Solche Barmherzigkeit sollt ihr auch lernen üben. Denn wo schon jemand dich beleidigt, und getan hat, das dir nicht gefällt: was ist das gegen dem, daß du so oft und schwer gegen Gott getan hast? So nun Gott eine so große Barmherzigkeit hat, daß er seinen Feinden seinen eingeborenen Sohn schenkt, daß sie durch ihn erlöst werden von der Sünde und Tod; begibt uns dazu Seele, Leib, Gut und alles, was wir bedürfen, da er ja eigentlich Strafen ja, Hagel, Donner, Blitz und höllisches Feuer, und noch viel mehr Unglück schicken sollte: so lerne du auch an diesem Beispiel, daß du sagen kannst: Ob mich wohl dieser oder jener stark beleidigt hat, daß ich ihm wünschen würde es sollten ihn die Maden fressen, so will ich es doch nicht tun.
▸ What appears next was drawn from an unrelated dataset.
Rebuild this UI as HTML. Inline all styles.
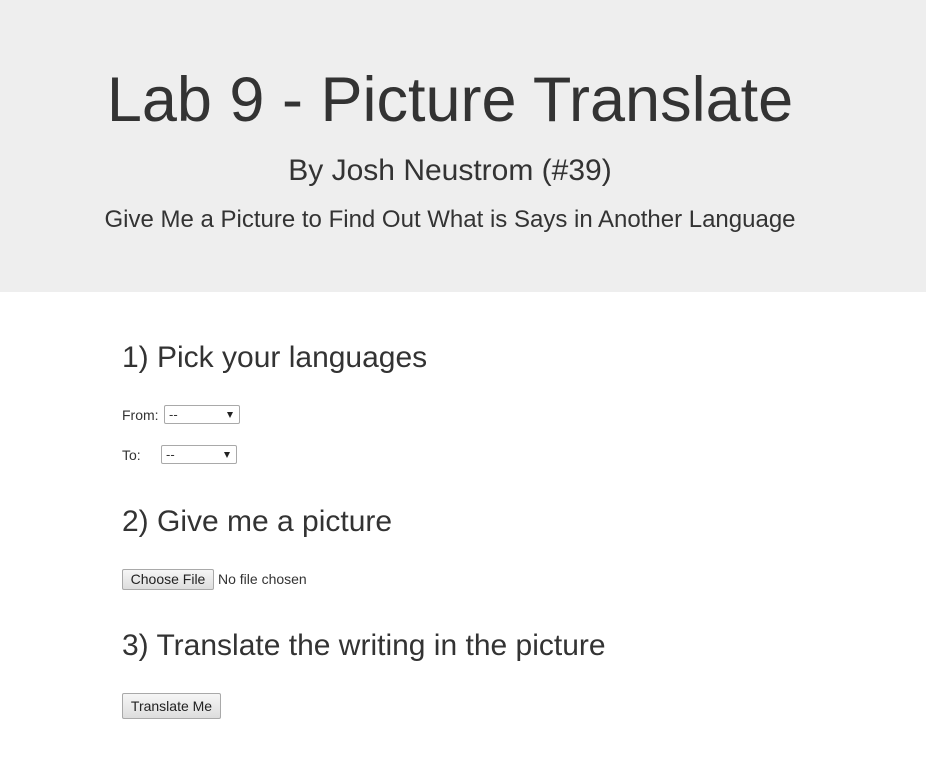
<!DOCTYPE html>
<html><head><style>
body{margin:0;width:926px;height:765px;background:#fff;font-family:"Liberation Sans",Arial,sans-serif;color:#333;position:relative;overflow:hidden}
.hd{position:absolute;left:0;top:0;width:926px;height:292px;background:#eee}
.a{position:absolute;white-space:nowrap;line-height:1}
.c{left:0;width:900px;text-align:center}
.sel{position:absolute;height:19px;border:1px solid #a9a9a9;border-radius:2px;background:#fff;box-sizing:border-box;font-size:13px;line-height:17px;padding-left:4px}
.sel:after{content:"";position:absolute;right:6px;top:6px;border-left:3.5px solid transparent;border-right:3.5px solid transparent;border-top:6px solid #222}
.btn{position:absolute;border:1px solid #a9a9a9;border-radius:2px;background:linear-gradient(#f6f6f6,#ddd);box-sizing:border-box;font-size:14px;text-align:center;color:#222}
</style></head><body>
<div class="hd"></div>
<div class="a c" style="top:69px;font-size:63px">Lab 9 - Picture Translate</div>
<div class="a c" style="top:156px;font-size:30px">By Josh Neustrom (#39)</div>
<div class="a c" style="top:208px;font-size:24px">Give Me a Picture to Find Out What is Says in Another Language</div>
<div class="a" style="left:122px;top:343px;font-size:30px">1) Pick your languages</div>
<div class="a" style="left:122px;top:408px;font-size:14px">From:</div>
<div class="sel" style="left:164px;top:405px;width:76px">--</div>
<div class="a" style="left:122px;top:448px;font-size:14px">To:</div>
<div class="sel" style="left:161px;top:445px;width:76px">--</div>
<div class="a" style="left:122px;top:507px;font-size:30px">2) Give me a picture</div>
<div class="btn" style="left:122px;top:569px;width:92px;height:21px;line-height:19px">Choose File</div>
<div class="a" style="left:218px;top:572px;font-size:14px">No file chosen</div>
<div class="a" style="left:122px;top:631px;font-size:30px">3) Translate the writing in the picture</div>
<div class="btn" style="left:122px;top:693px;width:99px;height:26px;line-height:24px">Translate Me</div>
</body></html>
Denn dieses wäre nur eine heidnische, und nicht eine christliche Barmherzigkeit. Hat er mir Übel und Unrecht getan: nun, wer weiß, wie ich es verdient hätte. Ich will ihn darum jetzt nicht, da er meiner Hilfe bedarf, laufen lassen; denn ich sehe, daß er Hilfe bedarf und ich ihm helfen kann. Also tut mein Vater im Himmel doch auch mit mir.
Man sieht, was für ein großer Frevel in unserem Volk überall ist, jeder will für seine Arbeit und seine Ware soviel Geld haben, wie er nur bekommen kann. Jedermann sammelt Geld, schlemmt und praßt, belügt und betrügt daneben einer den anderen, wo er nur kann. Dieses sollte wohl eine Unlust machen, wenn sie in eine Not kommen, daß man denken würde: Das ist richtig, damit die Buben müde werden. Aber ein Christ soll nicht so tun, sondern sagen: Was liegt mir daran, ob sie gleich böse sind? Dieses soll mich nicht bewegen, daß ich auch wollte böse sein, ich will tun wie ein guter Baum. Wenn man die Früchte abbricht, die er getragen hat, über ein Jahr bringt der andere, und zürnt darum nicht, also will ich es auch tun. Habe ich dir zuvor Gutes getan, und du bist und dankbar gewesen und hast mir dagegen Böses getan; damit sollst du mich nicht bewegen, daß ich auch sollte böse werden. Du bist ein Dornstrauch, der nichts weiter kann als stechen, so bleibe es, darum will aber ich keiner werden, sondern ein feiner, fruchtbarer Weinstock bleiben und gute Trauben bringen. Denn also tut mein Vater in Himmel auch: Der gibt bösen Buben genau so, als Frommen und Gerechten, Vieh, Ochsen, Eier, Butter, Käse, Haus, Hof, Geld, Gut, Leib und Seele, Frieden, schönes Wetter, und was man bedarf. Er läßt die liebe Sonne leuchten, obwohl wir wohl verdient hätten, daß er höllisches Feuer herunter regnen ließe. Aber er tut es nicht: er will kein Dornstrauch werden wegen unseres Undankes willen; sondern spricht: Wollt ihr nichts anderes denn böse sein, so will ich doch gut bleiben, meine Sonne, meinen Regen über Böse und Gute gehen lassen.
Das ist das Beispiel, welches unser lieber Herr Christus uns zeigt, daß wir in solcher Frömmigkeit auch bleiben, und anderer Leute Bosheit uns nicht dazu verleiten sollen, daß wir auch böse werden, wie es in der Welt geschieht, die rächt sich, bezahlt gleiches mit gleichem. Das soll unter den Christen nicht sein, sondern sollen sagen: Du bist ein Dornstrauch, hast mich übel gestochen; aber um deiner Sünde willen will ich nicht auch zu einem Dornstrauch werden, sondern dir in deiner Not alles Gute tun; dazu Gott für dich bitten, daß er dir solches vergeben, und dich aus dem Dornstrauch zum schönen fruchtbaren Weinstock machen wolle. Das heißt: «Seid barmherzig, wie euer Himmlische Vater barmherzig ist,» der seinen ärgsten Feinden das allerbeste tut.